Dataset excerpt
☆ ☆ ☆ ☆ ☆ ☆ ☆

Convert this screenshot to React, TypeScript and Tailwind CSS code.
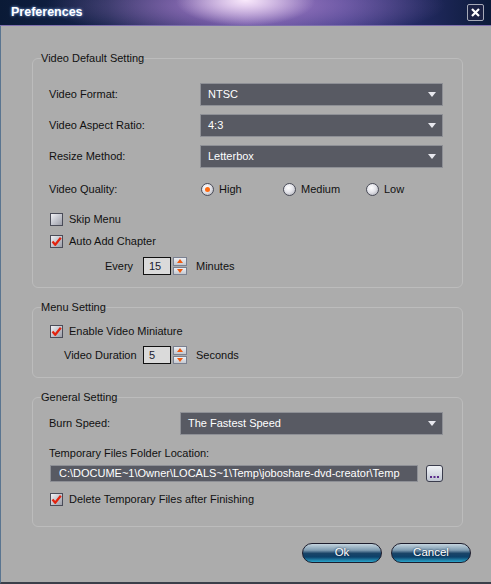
import React from 'react';

const font = "font-['Liberation_Sans',Arial,sans-serif]";

const Arrow: React.FC = () => (
    <svg width="8" height="5" viewBox="0 0 8 5" className="shrink-0">
        <path d="M0 0 L8 0 L4 5 Z" fill="#e8e8ee" />
    </svg>
);

const Dropdown: React.FC<{ value: string }> = ({ value }) => (
    <div className="flex-1 h-[23px] bg-[#585a63] border border-[#8e9096] flex items-center justify-between pl-[7px] pr-[6px]">
        <span className="text-white text-[11px]">{value}</span>
        <Arrow />
    </div>
);

const Check: React.FC<{ checked?: boolean }> = ({ checked }) => (
    <div className="w-[13px] h-[13px] shrink-0 border border-[#4a4c58] bg-[linear-gradient(135deg,#f2f2f6_0%,#c8cad2_45%,#9c9ea8_100%)] flex items-center justify-center">
        {checked && (
            <svg width="11" height="11" viewBox="0 0 11 11">
                <path d="M1.5 5.5 L4.2 8.8 L9.8 1.8" stroke="#e3220e" strokeWidth="2.2" fill="none" strokeLinejoin="round" />
            </svg>
        )}
    </div>
);

const Radio: React.FC<{ checked?: boolean }> = ({ checked }) => (
    <div className="w-[13px] h-[13px] shrink-0 rounded-full border border-[#4a4c58] bg-[radial-gradient(circle_at_40%_35%,#ffffff_0%,#e4e4ea_45%,#a4a6ae_100%)] flex items-center justify-center">
        {checked && <div className="w-[5px] h-[5px] rounded-full bg-[#ff6a10]" />}
    </div>
);

const CheckRow: React.FC<{ label: string; checked?: boolean; className?: string }> = ({ label, checked, className }) => (
    <div className={`flex items-center h-[13px] ml-[1px] ${className || ''}`}>
        <Check checked={checked} />
        <span className="ml-[6px] text-[11px] text-[#111]">{label}</span>
    </div>
);

const Spin: React.FC<{ value: string }> = ({ value }) => (
    <div className="flex items-center h-[18px]">
        <div className="w-[28px] h-[18px] bg-[#dadada] border border-[#111] flex items-center pl-[5px] text-[11px] text-[#1a1a30]">
            {value}
        </div>
        <div className="ml-[2px] w-[14px] h-[18px] flex flex-col gap-[1px]">
            <div className="flex-1 bg-[linear-gradient(to_bottom,#eef0f4,#c4c8d0)] border border-[#7a8090] flex items-center justify-center">
                <svg width="6" height="4" viewBox="0 0 6 4"><path d="M0 4 L3 0 L6 4 Z" fill="#f05a10" /></svg>
            </div>
            <div className="flex-1 bg-[linear-gradient(to_bottom,#eef0f4,#c4c8d0)] border border-[#7a8090] flex items-center justify-center">
                <svg width="6" height="4" viewBox="0 0 6 4"><path d="M0 0 L3 4 L6 0 Z" fill="#f05a10" /></svg>
            </div>
        </div>
    </div>
);

const Group: React.FC<{ title: string; className?: string; children: React.ReactNode }> = ({ title, className, children }) => (
    <fieldset className={`min-w-0 border border-[#bcbcbc] rounded-[6px] pl-[8px] pr-[19px] ${className || ''}`}>
        <legend className="text-[11px] leading-[14px] text-[#111]">{title}</legend>
        <div className="ml-[8px] flex flex-col">{children}</div>
    </fieldset>
);

const PillButton: React.FC<{ label: string }> = ({ label }) => (
    <button className="w-[80px] h-[20px] rounded-full border border-[#1c1c2c] bg-[linear-gradient(to_bottom,#c4d4de_0%,#7c9ab0_35%,#1a4468_52%,#0d416a_72%,#2ba6cc_100%)] text-white text-[11.5px] leading-none flex items-center justify-center [text-shadow:0_0_2px_#0a2040]">
        {label}
    </button>
);

export default function App() {
    return (
        <div className={`w-[491px] h-[584px] flex flex-col ${font}`}>
            {/* Title bar */}
            <div className="h-[26px] shrink-0 flex items-center justify-between pl-[11px] pr-[7px] border-b border-[#7e6fae] bg-[radial-gradient(ellipse_70px_26px_at_50%_0%,rgba(255,240,255,0.95),transparent),radial-gradient(ellipse_200px_36px_at_50%_20%,rgba(170,130,205,0.9),transparent),linear-gradient(to_right,#0a1a36_0%,#14224a_22%,#43397e_42%,#5a4a96_50%,#3d3a86_70%,#232a62_85%,#0c1b3a_100%)]">
                <span className="text-white font-bold text-[12.5px] [text-shadow:0_0_3px_#8ab8ff]">Preferences</span>
                <div className="w-[17px] h-[17px] rounded-[2px] border border-[#a6aab8] bg-[#1b2244] flex items-center justify-center">
                    <svg width="9" height="9" viewBox="0 0 9 9">
                        <path d="M1 1 L8 8 M8 1 L1 8" stroke="#fff" strokeWidth="2.2" />
                    </svg>
                </div>
            </div>

            {/* Body */}
            <div className="flex-1 flex flex-col bg-[#acacac] border-l border-l-[#5a7590] border-b-2 border-b-[#3a3f4a] pl-[31px] pr-[28px] pt-[25px]">
                <Group title="Video Default Setting">
                    <div className="flex items-center mt-[18px]">
                        <span className="w-[151px] text-[11px] text-[#111]">Video Format:</span>
                        <Dropdown value="NTSC" />
                    </div>
                    <div className="flex items-center mt-[8px]">
                        <span className="w-[151px] text-[11px] text-[#111]">Video Aspect Ratio:</span>
                        <Dropdown value="4:3" />
                    </div>
                    <div className="flex items-center mt-[8px]">
                        <span className="w-[151px] text-[11px] text-[#111]">Resize Method:</span>
                        <Dropdown value="Letterbox" />
                    </div>
                    <div className="flex items-center h-[13px] mt-[15px]">
                        <span className="w-[152px] shrink-0 text-[11px] text-[#111]">Video Quality:</span>
                        <div className="w-[82px] flex items-center">
                            <Radio checked />
                            <span className="ml-[5px] text-[11px] text-[#111]">High</span>
                        </div>
                        <div className="w-[83px] flex items-center">
                            <Radio />
                            <span className="ml-[5px] text-[11px] text-[#111]">Medium</span>
                        </div>
                        <div className="flex items-center">
                            <Radio />
                            <span className="ml-[5px] text-[11px] text-[#111]">Low</span>
                        </div>
                    </div>
                    <CheckRow label="Skip Menu" className="mt-[17px]" />
                    <CheckRow label="Auto Add Chapter" checked className="mt-[9px]" />
                    <div className="flex items-center mt-[9px] pl-[56px] mb-[12px]">
                        <span className="w-[38px] text-[11px] text-[#111]">Every</span>
                        <Spin value="15" />
                        <span className="ml-[9px] text-[11px] text-[#111]">Minutes</span>
                    </div>
                </Group>

                <Group title="Menu Setting" className="mt-[12px]">
                    <CheckRow label="Enable Video Miniature" checked className="mt-[11px]" />
                    <div className="flex items-center mt-[8px] pl-[15px] mb-[13px]">
                        <span className="w-[79px] text-[11px] text-[#111]">Video Duration</span>
                        <Spin value="5" />
                        <span className="ml-[9px] text-[11px] text-[#111]">Seconds</span>
                    </div>
                </Group>

                <Group title="General Setting" className="mt-[12px]">
                    <div className="flex items-center mt-[8px]">
                        <span className="w-[131px] text-[11px] text-[#111]">Burn Speed:</span>
                        <Dropdown value="The Fastest Speed" />
                    </div>
                    <div className="mt-[11px] text-[11px] leading-[14px] text-[#111]">Temporary Files Folder Location:</div>
                    <div className="flex items-center mt-[5px] ml-[1px]">
                        <div className="w-[368px] h-[17px] bg-[#585a63] border border-[#8e9096] flex items-center pl-[8px] text-white text-[11px] overflow-hidden whitespace-nowrap">
                            C:\DOCUME~1\Owner\LOCALS~1\Temp\joboshare-dvd-creator\Temp
                        </div>
                        <div className="ml-[8px] w-[17px] h-[17px] rounded-[3px] border border-[#3a3c4c] bg-[linear-gradient(to_bottom,#f0f2f6,#c0c6d2)] flex items-end justify-center pb-[3px]">
                            <svg width="9" height="2" viewBox="0 0 9 2">
                                <rect x="0" y="0" width="2" height="2" fill="#5a2a8a" />
                                <rect x="3.5" y="0" width="2" height="2" fill="#5a2a8a" />
                                <rect x="7" y="0" width="2" height="2" fill="#5a2a8a" />
                            </svg>
                        </div>
                    </div>
                    <CheckRow label="Delete Temporary Files after Finishing" checked className="mt-[11px] mb-[20px]" />
                </Group>

                <div className="flex justify-end gap-[9px] mt-[16px] -mr-[8px]">
                    <PillButton label="Ok" />
                    <PillButton label="Cancel" />
                </div>
            </div>
        </div>
    );
}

☆ ☆ ☆ ☆ ☆ ☆ ☆

Short exercise
Find all lines holding the string "React" and copy them.

Solution
Convert this screenshot to React, TypeScript and Tailwind CSS code.
import React from 'react';
const Arrow: React.FC = () => (
const Dropdown: React.FC<{ value: string }> = ({ value }) => (
const Check: React.FC<{ checked?: boolean }> = ({ checked }) => (
const Radio: React.FC<{ checked?: boolean }> = ({ checked }) => (
const CheckRow: React.FC<{ label: string; checked?: boolean; className?: string }> = ({ label, checked, className }) => (
const Spin: React.FC<{ value: string }> = ({ value }) => (
const Group: React.FC<{ title: string; className?: string; children: React.ReactNode }> = ({ title, className, children }) => (
const PillButton: React.FC<{ label: string }> = ({ label }) => (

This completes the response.